Covariance between Temperature and Humidity: 500
Covariance between Temperature and Weather Condition: -100
Covariance between Temperature and Wind Direction: 50
Covariance between Humidity and Weather Condition: -200
Covariance between Humidity and Wind Direction: 100
Covariance between Weather Condition and Wind Direction: -50
Interpretation:

The positive covariance between Temperature and Humidity (500) indicates a positive relationship, suggesting that as Temperature increases, Humidity tends to increase as well.
The negative covariance between Temperature and Weather Condition (-100) suggests an inverse relationship, indicating that as Temperature increases, the Weather Condition tends to be more likely to be cloudy or rainy.

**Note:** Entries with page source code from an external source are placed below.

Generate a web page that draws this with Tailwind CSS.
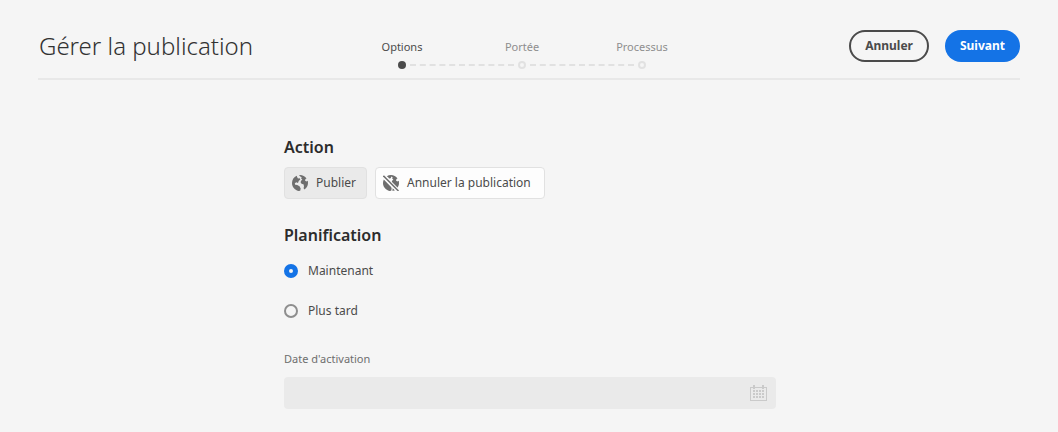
<!DOCTYPE html>
<html lang="fr">
<head>
<meta charset="utf-8">
<meta name="viewport" content="width=device-width, initial-scale=1">
<title>Gérer la publication</title>
<script src="https://cdn.jsdelivr.net/npm/@tailwindcss/browser@4"></script>
</head>
<body class="min-h-screen bg-[#f5f5f5] font-['Noto_Sans','Open_Sans',sans-serif] text-xs text-[#4b4b4b]">
<header class="mx-[38px] grid grid-cols-[303px_360px_1fr] border-b-2 border-[#e8e8e8] pt-[30px] pb-2 pl-px">
  <h1 class="h-8 text-2xl leading-8 font-light whitespace-nowrap text-[#323232]">Gérer la publication</h1>
  <ol class="grid grid-cols-3 pt-2 text-[11px] leading-[18px] text-[#8e8e8e]">
    <li class="relative flex flex-col items-center gap-1 text-[#4b4b4b]" aria-current="step">
      <span>Options</span>
      <span class="my-px size-2 rounded-full bg-[#4b4b4b]"></span>
      <svg class="absolute top-[26px] left-[68px] h-0.5 w-[104px] text-[#e1e1e1]" viewBox="0 0 104 2"><path d="M0 1H104" stroke="currentColor" stroke-width="2" stroke-dasharray="6 3.8"/></svg>
    </li>
    <li class="relative flex flex-col items-center gap-1">
      <span>Portée</span>
      <span class="my-px size-2 rounded-full border-2 border-[#e1e1e1]"></span>
      <svg class="absolute top-[26px] left-[68px] h-0.5 w-[104px] text-[#e1e1e1]" viewBox="0 0 104 2"><path d="M0 1H104" stroke="currentColor" stroke-width="2" stroke-dasharray="6 3.8"/></svg>
    </li>
    <li class="flex flex-col items-center gap-1">
      <span>Processus</span>
      <span class="my-px size-2 rounded-full border-2 border-[#e1e1e1]"></span>
    </li>
  </ol>
  <div class="flex h-8 justify-end gap-4">
    <button type="button" class="rounded-full border-2 border-[#4b4b4b] px-3.5 font-bold">Annuler</button>
    <button type="button" class="rounded-full bg-[#1473e6] px-[15px] font-bold text-white">Suivant</button>
  </div>
</header>
<main class="mx-auto mt-[55px] w-full max-w-[494px] pl-0.5">
  <h2 class="text-base leading-6 font-semibold text-[#2c2c2c]">Action</h2>
  <div class="mt-2 flex gap-2">
    <button type="button" aria-pressed="true" class="flex h-8 items-center gap-2 rounded border border-[#e1e1e1] bg-[#eaeaea] pr-2.5 pl-[7px]">
      <svg class="size-4 text-[#6e6e6e]" viewBox="0 0 16 16" fill="currentColor"><path d="M4.700.7C1.900 1.900 0 4.700 0 8c0 3.900 2.700 7.100 6.400 7.900l1.800-.1.500-2.300-1.200-2.300-2.300-1.300-2-.2-.4-1.500 1.500-.9 1.700.6.700-1.800L8.300 4.400 7.700 3.200 6 3.600 5.200 2.200z"/><path d="M7 .1 8.300 1.600 9.600 2.300 9.200 3.700 10.400 4.600 8.900 6 8.700 7.800 10 9 11.500 9.200 12 11.300 11.600 13.200 12.400 14.600C14.600 13.200 16 10.800 16 8c0-.8-.1-1.500-.3-2.200L14.300 6.600 13 5.400 13.500 3.900 14.500 3.400C13 1.300 10.700 0 8 0z"/></svg>
      <span>Publier</span>
    </button>
    <button type="button" aria-pressed="false" class="flex h-8 items-center gap-2 rounded border border-[#e1e1e1] bg-[#fdfdfd] pr-[13px] pl-[7px]">
      <svg class="size-4 text-[#6e6e6e]" viewBox="0 0 16 16" fill="currentColor"><path d="M.8 4.600C.3 5.600 0 6.800 0 8c0 3.900 2.700 7.100 6.400 7.900l1.800-.1.500-2.300-.6-1.600z"/><path d="M3.800 1.200 5.200 2.200 6 3.600 7.700 3.200 8.300 1.600 9.600 2.300 9.200 3.700 10.400 4.600 8.900 6 8.700 7.600 14.100 13C15.300 11.700 16 9.900 16 8c0-.8-.1-1.500-.3-2.200L14.300 6.600 13 5.400 13.500 3.900 14.500 3.400C13 1.300 10.700 0 8 0 6.500 0 5.100.4 3.800 1.200z"/><path d="M9.600 13.200 12 15.200 9.500 15.900z"/><path d="M.4.900 15.500 16" stroke="#fdfdfd" stroke-width="3.600"/><path d="M.4.900 15.500 16" stroke="currentColor" stroke-width="1.500"/></svg>
      <span>Annuler la publication</span>
    </button>
  </div>
  <h2 class="mt-6 text-base leading-6 font-semibold text-[#2c2c2c]">Planification</h2>
  <fieldset class="mt-[14px] flex flex-col items-start gap-5" aria-label="Planification">
    <label class="flex h-5 items-center gap-2.5"><input type="radio" name="planning" checked class="size-3.5 appearance-none rounded-full border-2 border-[#8e8e8e] bg-[#f5f5f5] checked:border-5 checked:border-[#1473e6]">Maintenant</label>
    <label class="flex h-5 items-center gap-2.5"><input type="radio" name="planning" class="size-3.5 appearance-none rounded-full border-2 border-[#8e8e8e] bg-[#f5f5f5] checked:border-5 checked:border-[#1473e6]">Plus tard</label>
  </fieldset>
  <label for="activation" class="mt-7 block text-[11px] leading-5 text-[#6e6e6e]">Date d'activation</label>
  <div class="mt-2 flex h-8 items-center rounded bg-[#eaeaea] pr-2">
    <input id="activation" type="text" disabled class="h-full min-w-0 flex-1 bg-transparent px-3">
    <button type="button" disabled aria-label="Ouvrir le calendrier" class="text-[#cacaca]">
      <svg class="h-4 w-[18px]" viewBox="0 0 18 16" fill="currentColor" shape-rendering="crispEdges"><path fill-rule="evenodd" d="M0 2H3V0H5V2H12V0H14V2H17V16H0ZM1 3V15H16V3H14V4H12V3H5V4H3V3Z"/><path d="M3 6H14M3 9H14M3 12H14" stroke="currentColor" stroke-width="2" stroke-dasharray="2 1"/></svg>
    </button>
  </div>
</main>
</body>
</html>
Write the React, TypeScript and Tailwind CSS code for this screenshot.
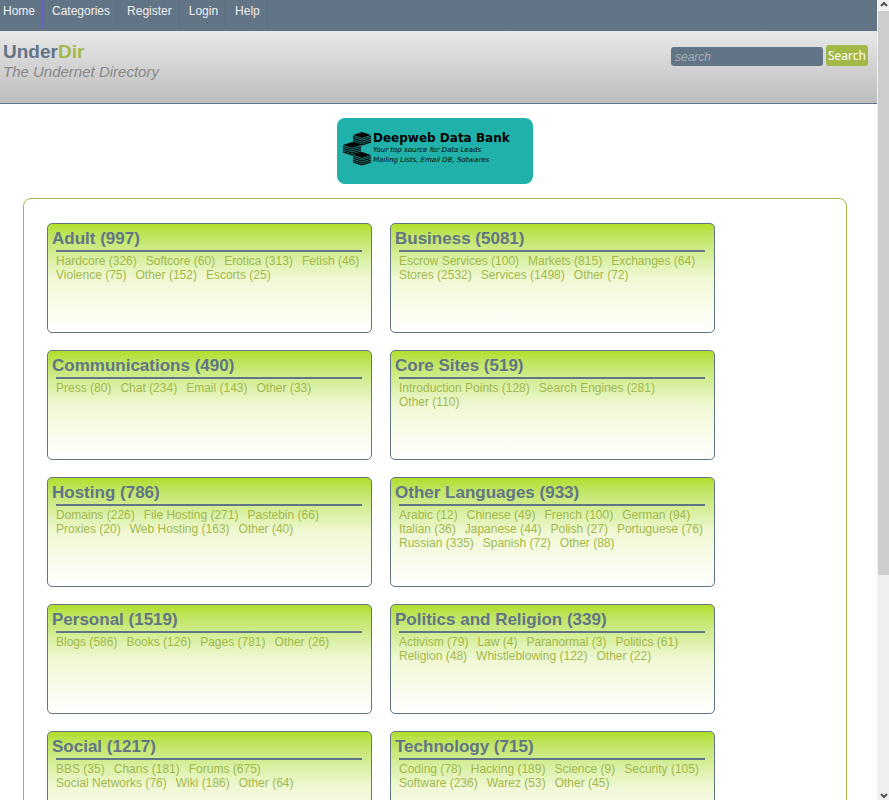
import React, { useState } from 'react';

interface Category {
    name: string;
    total: number;
    links: [string, number][];
}

const menu = ['Home', 'Categories', 'Register', 'Login', 'Help'];

const categories: Category[] = [
    { name: 'Adult', total: 997, links: [['Hardcore', 326], ['Softcore', 60], ['Erotica', 313], ['Fetish', 46], ['Violence', 75], ['Other', 152], ['Escorts', 25]] },
    { name: 'Business', total: 5081, links: [['Escrow Services', 100], ['Markets', 815], ['Exchanges', 64], ['Stores', 2532], ['Services', 1498], ['Other', 72]] },
    { name: 'Communications', total: 490, links: [['Press', 80], ['Chat', 234], ['Email', 143], ['Other', 33]] },
    { name: 'Core Sites', total: 519, links: [['Introduction Points', 128], ['Search Engines', 281], ['Other', 110]] },
    { name: 'Hosting', total: 786, links: [['Domains', 226], ['File Hosting', 271], ['Pastebin', 66], ['Proxies', 20], ['Web Hosting', 163], ['Other', 40]] },
    { name: 'Other Languages', total: 933, links: [['Arabic', 12], ['Chinese', 49], ['French', 100], ['German', 94], ['Italian', 36], ['Japanese', 44], ['Polish', 27], ['Portuguese', 76], ['Russian', 335], ['Spanish', 72], ['Other', 88]] },
    { name: 'Personal', total: 1519, links: [['Blogs', 586], ['Books', 126], ['Pages', 781], ['Other', 26]] },
    { name: 'Politics and Religion', total: 339, links: [['Activism', 79], ['Law', 4], ['Paranormal', 3], ['Politics', 61], ['Religion', 48], ['Whistleblowing', 122], ['Other', 22]] },
    { name: 'Social', total: 1217, links: [['BBS', 35], ['Chans', 181], ['Forums', 675], ['Social Networks', 76], ['Wiki', 186], ['Other', 64]] },
    { name: 'Technology', total: 715, links: [['Coding', 78], ['Hacking', 189], ['Science', 9], ['Security', 105], ['Software', 236], ['Warez', 53], ['Other', 45]] },
];

// One pile of sheets: a solid top with the edges of the sheets under it
function Stack({ x, y }: { x: number; y: number }) {
    return (
        <g transform={`translate(${x} ${y})`}>
            <path d="M0 3 L9 0 L18 3 L9 6 Z" fill="#000" />
            {[0, 1, 2, 3].map((i) => (
                <path
                    key={i}
                    d={`M0 ${4.2 + i * 1.9} L9 ${7.2 + i * 1.9} L18 ${4.2 + i * 1.9}`}
                    fill="none"
                    stroke="#000"
                    strokeWidth="1.2"
                />
            ))}
        </g>
    );
}

function Banner() {
    return (
        <a href="#" className="flex h-[66px] w-[196px] items-start rounded-lg bg-[#20b2aa] pt-3.5 pl-[5px] font-['DejaVu_Sans',sans-serif] text-black">
            <svg width="31" height="35" viewBox="0 0 31 35" className="shrink-0" aria-hidden="true">
                <Stack x={11} y={0} />
                <Stack x={1} y={10} />
                <Stack x={11} y={20} />
            </svg>
            <span className="block whitespace-nowrap">
                <span className="block text-[12px] leading-[13px] font-bold">Deepweb Data Bank</span>
                <span className="block text-[7px] leading-[10px] italic">Your top source for Data Leads</span>
                <span className="block text-[7px] leading-[10px] italic">Mailing Lists, Email DB, Sotwares</span>
            </span>
        </a>
    );
}

function CategoryCard({ category }: { category: Category }) {
    return (
        <section className="h-[110px] w-[325px] rounded-[5px] border border-[#627587] bg-linear-to-b from-[#b2de26] via-[#f0f8d3] via-50% to-white">
            <h2 className="px-1 pt-1 text-[17px] leading-[22px] font-bold text-[#627587]">
                <a href="#">{category.name} ({category.total})</a>
            </h2>
            <ul className="mr-[9px] ml-2 flex flex-wrap gap-x-[9px] border-t-2 border-[#627587] pt-0.5 text-[12px] leading-[14px] text-[#a2b94a]">
                {category.links.map(([name, count]) => (
                    <li key={name}>
                        <a href="#">{name} ({count})</a>
                    </li>
                ))}
            </ul>
        </section>
    );
}

function ScrollBar() {
    return (
        <div className="flex w-3 shrink-0 flex-col items-center bg-[#f0f0f0] pl-px" aria-hidden="true">
            <svg width="11" height="11" viewBox="0 0 11 11">
                <path d="M3 6 L6 3 L9 6" fill="none" stroke="#505050" strokeWidth="2" />
            </svg>
            <div className="w-full flex-[564] bg-[#cdcdcd]" />
            <div className="flex-[214]" />
            <svg width="11" height="11" viewBox="0 0 11 11">
                <path d="M3 5 L6 8 L9 5" fill="none" stroke="#505050" strokeWidth="2" />
            </svg>
        </div>
    );
}

export default function App() {
    const [query, setQuery] = useState('');

    return (
        <div className="flex h-screen overflow-hidden bg-white font-['Liberation_Sans',Arial,sans-serif]">
            <div className="min-w-0 flex-1 overflow-hidden">
                <nav className="h-[31px] bg-[#627587]">
                    <ul className="flex text-[12px] text-[#eeeeee]">
                        {menu.map((item) => (
                            <li key={item} className="h-7 border-r border-[#6a5acd] pr-[7px] pl-[9px] leading-[23px] first:pl-[3px]">
                                <a href="#">{item}</a>
                            </li>
                        ))}
                    </ul>
                </nav>

                <header className="flex h-[73px] items-start justify-between border-b border-[#627587] bg-linear-to-b from-[#e8e8e8] to-[#bdbdbd] pr-[9px] pl-[3px]">
                    <div className="pt-[10px]">
                        <h1 className="text-[19px] leading-[22px] font-bold text-[#627587]">
                            Under<span className="text-[#a2b94a]">Dir</span>
                        </h1>
                        <p className="text-[15px] leading-[18px] text-[#888888] italic">The Undernet Directory</p>
                    </div>
                    <form className="flex items-end gap-[3px] pt-3.5" onSubmit={(e) => e.preventDefault()}>
                        <input
                            type="text"
                            aria-label="search"
                            placeholder="search"
                            value={query}
                            onChange={(e) => setQuery(e.target.value)}
                            className="h-[19px] w-[152px] rounded-[3px] bg-[#627587] px-1 text-[12px] text-white italic placeholder:text-[#a5afb8]"
                        />
                        <button type="submit" className="h-[21px] rounded-[3px] bg-[#a2b94a] px-0.5 font-['Noto_Sans',sans-serif] text-[12px] leading-[21px] text-white">
                            Search
                        </button>
                    </form>
                </header>

                <main className="flex flex-col pr-[30px] pl-[23px]">
                    <div className="flex justify-center pt-3.5 pb-3.5">
                        <Banner />
                    </div>
                    <div className="flex flex-wrap gap-x-[18px] gap-y-[17px] rounded-[8px] border border-[#a2b94a] px-[23px] py-6">
                        {categories.map((category) => (
                            <CategoryCard key={category.name} category={category} />
                        ))}
                    </div>
                </main>
            </div>
            <ScrollBar />
        </div>
    );
}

The positive covariance between Temperature and Wind Direction (50) suggests a weak positive relationship, indicating that as Temperature increases, the Wind Direction tends to shift slightly.
The negative covariance between Humidity and Weather Condition (-200) suggests an inverse relationship, indicating that as Humidity increases, the Weather Condition tends to be less likely to be sunny.
The positive covariance between Humidity and Wind Direction (100) suggests a positive relationship, indicating that as Humidity increases, the Wind Direction tends to change.
The negative covariance between Weather Condition and Wind Direction (-50) suggests an inverse relationship, indicating that certain Wind Directions are less likely to occur under specific Weather Conditions.
Covariance provides information about the linear relationship between variables, but it doesn't provide a standardized measure. To compare the strength and direction of relationships, it is often more useful to calculate correlation coefficients or use other statistical measures.